# start of Data block

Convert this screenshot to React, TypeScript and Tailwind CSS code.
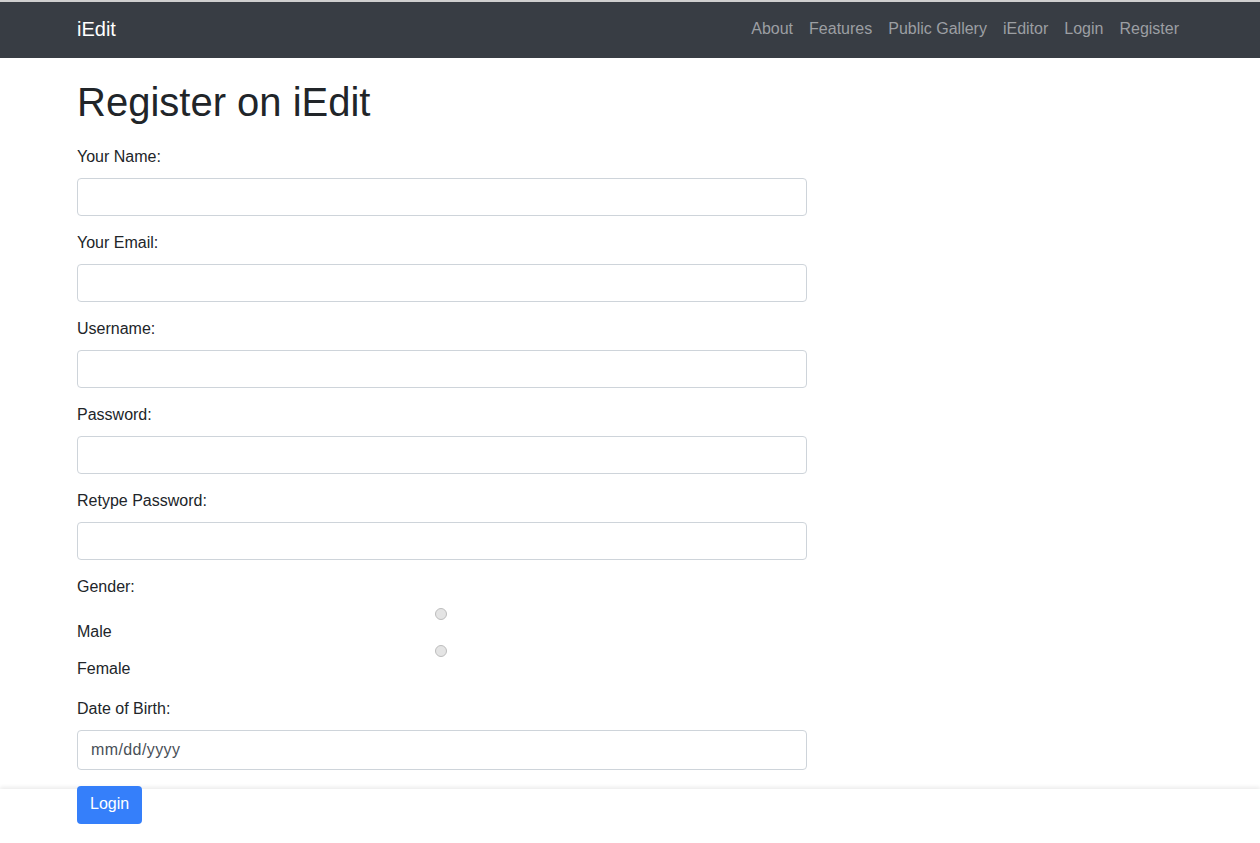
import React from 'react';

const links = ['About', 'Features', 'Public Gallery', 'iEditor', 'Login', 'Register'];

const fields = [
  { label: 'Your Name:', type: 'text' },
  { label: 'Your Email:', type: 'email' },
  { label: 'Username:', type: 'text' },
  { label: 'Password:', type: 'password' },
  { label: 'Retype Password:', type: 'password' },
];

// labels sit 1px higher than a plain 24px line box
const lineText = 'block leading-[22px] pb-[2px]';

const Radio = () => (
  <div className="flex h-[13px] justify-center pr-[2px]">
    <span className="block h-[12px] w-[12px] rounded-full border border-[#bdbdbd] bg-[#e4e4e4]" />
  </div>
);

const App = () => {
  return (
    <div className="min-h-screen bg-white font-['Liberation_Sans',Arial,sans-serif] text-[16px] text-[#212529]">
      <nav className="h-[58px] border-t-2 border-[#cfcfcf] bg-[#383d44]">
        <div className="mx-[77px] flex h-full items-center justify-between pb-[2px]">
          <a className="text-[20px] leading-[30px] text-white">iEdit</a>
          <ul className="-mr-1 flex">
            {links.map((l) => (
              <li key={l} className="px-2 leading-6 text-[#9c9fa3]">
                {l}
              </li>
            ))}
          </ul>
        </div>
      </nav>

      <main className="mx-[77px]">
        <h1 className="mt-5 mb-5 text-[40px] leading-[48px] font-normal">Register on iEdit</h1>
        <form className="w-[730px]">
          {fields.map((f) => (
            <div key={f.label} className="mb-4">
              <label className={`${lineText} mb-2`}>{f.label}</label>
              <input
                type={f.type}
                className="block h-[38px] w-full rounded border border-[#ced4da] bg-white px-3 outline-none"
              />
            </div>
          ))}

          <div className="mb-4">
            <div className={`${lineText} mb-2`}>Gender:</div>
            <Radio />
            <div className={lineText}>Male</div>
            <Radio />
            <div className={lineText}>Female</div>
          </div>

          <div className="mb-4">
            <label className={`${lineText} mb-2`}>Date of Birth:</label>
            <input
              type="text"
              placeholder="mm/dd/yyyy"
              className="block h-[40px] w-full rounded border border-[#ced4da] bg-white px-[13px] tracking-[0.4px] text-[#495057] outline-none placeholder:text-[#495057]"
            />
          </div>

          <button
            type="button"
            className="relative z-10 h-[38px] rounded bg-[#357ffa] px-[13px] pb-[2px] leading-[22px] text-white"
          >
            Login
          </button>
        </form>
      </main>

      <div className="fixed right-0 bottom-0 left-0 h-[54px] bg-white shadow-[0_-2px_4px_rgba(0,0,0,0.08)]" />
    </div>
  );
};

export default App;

# end of Data block

Write out the listing above again, exactly, but with no pictures in the copy.

Convert this screenshot to React, TypeScript and Tailwind CSS code.
import React from 'react';

const links = ['About', 'Features', 'Public Gallery', 'iEditor', 'Login', 'Register'];

const fields = [
  { label: 'Your Name:', type: 'text' },
  { label: 'Your Email:', type: 'email' },
  { label: 'Username:', type: 'text' },
  { label: 'Password:', type: 'password' },
  { label: 'Retype Password:', type: 'password' },
];

// labels sit 1px higher than a plain 24px line box
const lineText = 'block leading-[22px] pb-[2px]';

const Radio = () => (
  <div className="flex h-[13px] justify-center pr-[2px]">
    <span className="block h-[12px] w-[12px] rounded-full border border-[#bdbdbd] bg-[#e4e4e4]" />
  </div>
);

const App = () => {
  return (
    <div className="min-h-screen bg-white font-['Liberation_Sans',Arial,sans-serif] text-[16px] text-[#212529]">
      <nav className="h-[58px] border-t-2 border-[#cfcfcf] bg-[#383d44]">
        <div className="mx-[77px] flex h-full items-center justify-between pb-[2px]">
          <a className="text-[20px] leading-[30px] text-white">iEdit</a>
          <ul className="-mr-1 flex">
            {links.map((l) => (
              <li key={l} className="px-2 leading-6 text-[#9c9fa3]">
                {l}
              </li>
            ))}
          </ul>
        </div>
      </nav>

      <main className="mx-[77px]">
        <h1 className="mt-5 mb-5 text-[40px] leading-[48px] font-normal">Register on iEdit</h1>
        <form className="w-[730px]">
          {fields.map((f) => (
            <div key={f.label} className="mb-4">
              <label className={`${lineText} mb-2`}>{f.label}</label>
              <input
                type={f.type}
                className="block h-[38px] w-full rounded border border-[#ced4da] bg-white px-3 outline-none"
              />
            </div>
          ))}

          <div className="mb-4">
            <div className={`${lineText} mb-2`}>Gender:</div>
            <Radio />
            <div className={lineText}>Male</div>
            <Radio />
            <div className={lineText}>Female</div>
          </div>

          <div className="mb-4">
            <label className={`${lineText} mb-2`}>Date of Birth:</label>
            <input
              type="text"
              placeholder="mm/dd/yyyy"
              className="block h-[40px] w-full rounded border border-[#ced4da] bg-white px-[13px] tracking-[0.4px] text-[#495057] outline-none placeholder:text-[#495057]"
            />
          </div>

          <button
            type="button"
            className="relative z-10 h-[38px] rounded bg-[#357ffa] px-[13px] pb-[2px] leading-[22px] text-white"
          >
            Login
          </button>
        </form>
      </main>

      <div className="fixed right-0 bottom-0 left-0 h-[54px] bg-white shadow-[0_-2px_4px_rgba(0,0,0,0.08)]" />
    </div>
  );
};

export default App;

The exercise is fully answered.